### Material provided
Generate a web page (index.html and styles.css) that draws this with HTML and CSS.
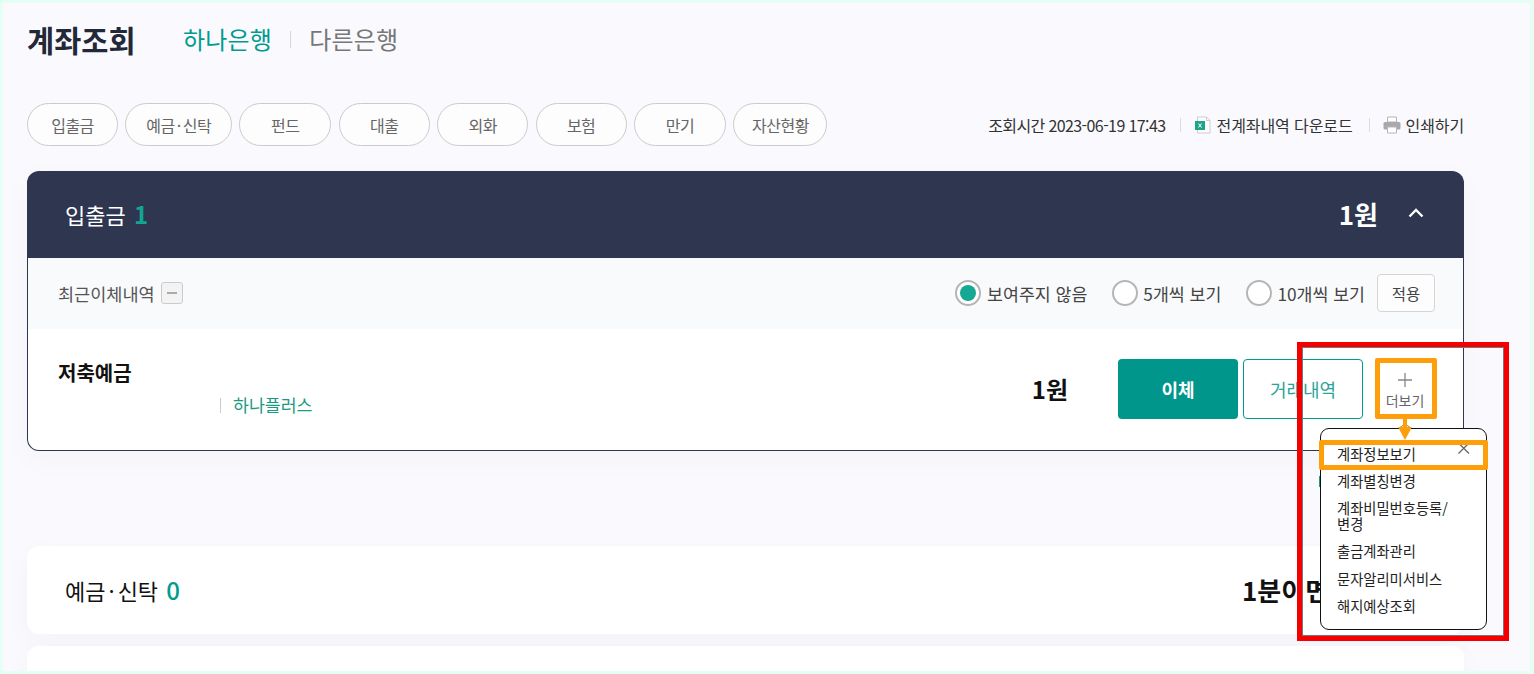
FILE: index.html
```html
<!DOCTYPE html>
<html lang="ko">
<head>
<meta charset="utf-8">
<title>계좌조회</title>
<link rel="stylesheet" href="styles.css">
</head>
<body>
<div class="frame">
  <header class="title-row">
    <h1 class="title">계좌조회</h1>
    <nav class="bank-tabs">
      <a class="bank-tab active">하나은행</a>
      <span class="bank-sep"></span>
      <a class="bank-tab">다른은행</a>
    </nav>
  </header>

  <div class="tool-row">
    <div class="chips">
      <a class="chip w91">입출금</a>
      <a class="chip w106">예금<span class="mid">·</span>신탁</a>
      <a class="chip w92">펀드</a>
      <a class="chip w91">대출</a>
      <a class="chip w91">외화</a>
      <a class="chip w91">보험</a>
      <a class="chip w92">만기</a>
      <a class="chip w94">자산현황</a>
    </div>
    <div class="tools">
      <span class="time">조회시간 2023-06-19 17:43</span>
      <span class="tool-sep"></span>
      <a class="tool-link">
        <svg class="ico" width="18" height="18" viewBox="0 0 18 18"><path d="M3.500 1h9l3.500 3.500V17h-12.500z" fill="#fff" stroke="#ccc"/><path d="M12.500 1v3.500H16" fill="none" stroke="#ccc"/><rect x="1" y="5" width="10" height="9" fill="#1ca58c"/><path d="M4.500 7.500l3 4m0-4l-3 4" stroke="#fff" stroke-width="1"/></svg>
        전계좌내역 다운로드
      </a>
      <span class="tool-sep wide"></span>
      <a class="tool-link">
        <svg class="ico" width="18" height="18" viewBox="0 0 18 18"><path d="M4.500 1h9v5h-9z" fill="#fff" stroke="#b5b5b5"/><rect x="0.500" y="6" width="17" height="7.500" rx="1.500" fill="#a9a9a9"/><path d="M4.500 11h9v6h-9z" fill="#fff" stroke="#b5b5b5"/><rect x="2" y="8" width="1.500" height="1" fill="#4ec9a5"/></svg>
        인쇄하기
      </a>
    </div>
  </div>

  <section class="card open">
    <div class="card-head dark">
      <div class="head-left">입출금 <span class="count">1</span></div>
      <div class="head-right">
        <strong class="head-sum">1원</strong>
        <svg class="chev" width="16" height="10" viewBox="0 0 16 10"><path d="M1.500 8.500L8 2l6.500 6.500" fill="none" stroke="#fff" stroke-width="2.400"/></svg>
      </div>
    </div>
    <div class="sub-bar">
      <div class="recent">최근이체내역 <span class="minus-box"><i></i></span></div>
      <div class="radios">
        <label class="radio on"><span class="dot"></span>보여주지 않음</label>
        <label class="radio"><span class="dot"></span>5개씩 보기</label>
        <label class="radio"><span class="dot"></span>10개씩 보기</label>
        <button class="apply">적용</button>
      </div>
    </div>
    <div class="acct">
      <div class="acct-info">
        <div class="acct-name">저축예금</div>
        <div class="acct-sub"><span class="sub-sep"></span><a class="plus-link">하나플러스</a></div>
      </div>
      <div class="acct-right">
        <strong class="acct-sum">1원</strong>
        <button class="btn-fill">이체</button>
        <button class="btn-line">거래내역</button>
        <button class="btn-more">
          <svg width="16" height="16" viewBox="0 0 16 16"><path d="M8 1v14M1 8h14" stroke="#888" stroke-width="1.300"/></svg>
          <span>더보기</span>
        </button>
      </div>
    </div>
  </section>

  <section class="card plain">
    <div class="card-head">
      <div class="head-left">예금<span class="mid">·</span>신탁 <span class="count">0</span></div>
      <strong class="head-promo">1분이면</strong>
    </div>
  </section>

  <section class="card stub"></section>

  <!-- overlays -->
  <span class="peek"></span>
  <div class="popup">
    <ul class="menu">
      <li>계좌정보보기</li>
      <li>계좌별칭변경</li>
      <li class="two-line">계좌비밀번호등록/<br>변경</li>
      <li>출금계좌관리</li>
      <li>문자알리미서비스</li>
      <li>해지예상조회</li>
    </ul>
    <svg class="close" width="14" height="11" viewBox="0 0 14 11"><path d="M1.500 0l10.500 10.500M12 0L1.500 10.500" stroke="#666" stroke-width="1.300"/></svg>
  </div>
  <div class="mark-red"></div>
  <div class="mark-btn"></div>
  <svg class="mark-arrow" width="16" height="24" viewBox="0 0 16 24"><path d="M2 10L8 6l6 4" fill="none" stroke="#888" stroke-width="1"/><path d="M8 0v10" stroke="#ff9e0b" stroke-width="4"/><path d="M1 9h14l-7 13z" fill="#ff9e0b"/></svg>
  <div class="mark-row"></div>
</div>
</body>
</html>
```
FILE: styles.css
```css
* { box-sizing: border-box; }
html, body { margin: 0; height: 100%; overflow: hidden; }
body {
  font-family: "Noto Sans CJK KR", "Noto Sans", sans-serif;
  background: #e6fff5;
  color: #222;
}
.frame {
  position: relative;
  margin: 3px 4px 0 3px;
  height: 668px;
  padding: 0 66px 0 24px;
  background: #fafafe;
  overflow: hidden;
}
.title-row { display: flex; align-items: center; height: 72px; }
.title { margin: 0; font-size: 29.500px; font-weight: 700; color: #232838; width: 156px; line-height: 40px; }
.bank-tabs { display: flex; align-items: center; }
.bank-tab { font-size: 24px; letter-spacing: 0.2px; color: #777; line-height: 32px; }
.bank-tab.active { color: #009b8f; }
.bank-sep { width: 1px; height: 17px; background: #d8d8d8; margin: 0 18px; }

.tool-row { display: flex; justify-content: space-between; align-items: center; margin-top: 28px; height: 43px; }
.chips { display: flex; gap: 7.430px; }
.chip {
  display: flex; align-items: center; justify-content: center;
  height: 43px; border: 1px solid #cbcbcb; border-radius: 22px;
  font-size: 16px; letter-spacing: -0.5px; color: #666; background: #fdfdfe;
}
.mid { margin: 0 2px; }
.w91 { width: 91px; }
.w92 { width: 92px; }
.w94 { width: 94px; }
.w106 { width: 106.500px; }
.tools { display: flex; align-items: center; font-size: 16px; color: #333; }
.time { letter-spacing: -0.6px; margin-right: 1px; }
.tool-sep { width: 1px; height: 14px; background: #ddd; margin: 0 13px; }
.tool-sep.wide { margin-left: 16px; }
.tool-link { display: flex; align-items: center; gap: 5px; letter-spacing: -0.1px; }
.ico { flex: none; }

.card { background: #fff; border-radius: 12px; box-shadow: 0 8px 30px rgba(30, 40, 70, 0.03); }
.open { margin-top: 25px; height: 280px; display: flex; flex-direction: column; }
.card-head { display: flex; justify-content: space-between; align-items: center; padding: 0 38px 2px; }
.dark { height: 87px; background: #2e3650; border-radius: 12px 12px 0 0; color: #fff; }
.head-left { font-size: 22px; }
.head-left .mid { margin: 0 3px; }
.count { font-size: 24px; font-weight: 500; color: #009b8f; margin-left: 2px; }
.dark .count { color: #12a593; font-weight: 700; }
.head-right { display: flex; align-items: center; gap: 30px; padding-right: 2px; }
.head-sum { font-size: 26px; font-weight: 700; }
.chev { margin-bottom: 1px; }
.sub-bar {
  display: flex; justify-content: space-between; align-items: center;
  height: 71px; padding: 0 28px 1px 30px;
  background: #f9fafc; border: solid #2e3650; border-width: 0 1px;
}
.recent { display: flex; align-items: center; gap: 6px; font-size: 17.500px; color: #555; }
.minus-box {
  display: flex; align-items: center; justify-content: center;
  width: 22px; height: 22px; border: 1px solid #ccc; border-radius: 3px; background: #f3f3f3;
}
.minus-box i { width: 10px; height: 2px; background: #aaa; }
.radios { display: flex; align-items: center; }
.radio { display: flex; align-items: center; gap: 5px; font-size: 17.300px; color: #444; margin-right: 25px; }
.radio.on { gap: 6px; }
.radio:nth-child(3) { margin-right: 12px; }
.dot { width: 26px; height: 26px; border: 2px solid #b5b5b5; border-radius: 50%; background: #fff; position: relative; }
.on .dot::after { content: ""; position: absolute; inset: 3px; border-radius: 50%; background: #16a892; }
.apply {
  width: 58px; height: 38px; border: 1px solid #d5d5d5; border-radius: 4px; background: #fdfdfe;
  font: inherit; font-size: 15.500px; color: #444; padding: 0;
}
.acct {
  flex: 1; display: flex; justify-content: space-between;
  padding: 30px 28px 0 30px;
  border: 1px solid #2e3650; border-top: 0; border-radius: 0 0 12px 12px;
}
.acct-name { font-size: 20px; font-weight: 700; color: #111; line-height: 28px; }
.acct-sub { display: flex; align-items: center; margin-top: 5px; padding-left: 162px; }
.sub-sep { width: 1px; height: 15px; background: #ccc; margin-right: 12px; }
.plus-link { font-size: 17.300px; color: #1a9a82; line-height: 26px; }
.acct-right { display: flex; align-items: flex-start; }
.acct-sum { font-size: 24px; font-weight: 700; color: #111; margin: 0 50px 0 0; line-height: 60px; }
.btn-fill {
  width: 120px; height: 60px; border: 0; border-radius: 4px; background: #00968c; color: #fff;
  font: inherit; font-size: 18px; font-weight: 700; padding: 0;
}
.btn-line {
  width: 120px; height: 60px; margin-left: 5px; border: 1px solid #009b8f; border-radius: 4px; background: #fff; color: #2aa498;
  font: inherit; font-size: 18px; padding: 0;
}
.btn-more {
  width: 60px; height: 60px; margin-left: 12px; border: 0; background: #fff; padding: 13px 0 0;
  display: flex; flex-direction: column; align-items: center; gap: 3px;
  font: inherit; font-size: 14px; color: #666; line-height: 18px;
}

.plain { margin-top: 95px; height: 88px; }
.plain .card-head { height: 88px; justify-content: flex-start; }
.plain .head-left { color: #111; flex: 1; }
.head-promo { font-size: 26px; font-weight: 700; color: #111; white-space: nowrap; width: 184px; }
.stub { margin-top: 12px; height: 60px; }

.peek { position: absolute; left: 1316px; top: 473px; width: 2px; height: 11px; background: #1a9a82; }
.popup {
  position: absolute; left: 1317px; top: 425px; width: 167px; height: 202px;
  background: #fff; border: 1px solid #111; border-radius: 9px;
}
.menu { list-style: none; margin: 0; padding: 10.500px 16px 0; font-size: 14.300px; color: #222; line-height: 15px; }
.menu li { padding: 6px 0 6.500px; }
.menu .two-line { line-height: 16px; padding: 5.500px 0 5px; }
.close { position: absolute; left: 136px; top: 14px; }

.mark-red { position: absolute; left: 1294px; top: 339px; width: 212px; height: 299px; border: 5px solid #f40000; box-shadow: inset 0 0 0 1px #777; }
.mark-btn { position: absolute; left: 1372px; top: 355px; width: 62px; height: 61px; border: 5px solid #ff9e0b; border-radius: 2px; }
.mark-arrow { position: absolute; left: 1394px; top: 415px; }
.mark-row { position: absolute; left: 1316px; top: 437px; width: 169px; height: 30px; border: 5px solid #ff9e0b; border-radius: 2px; }
```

### Description of the task
Within the listing above, find every line containing the string "index" and return it.

### Response
Generate a web page (index.html and styles.css) that draws this with HTML and CSS.
FILE: index.html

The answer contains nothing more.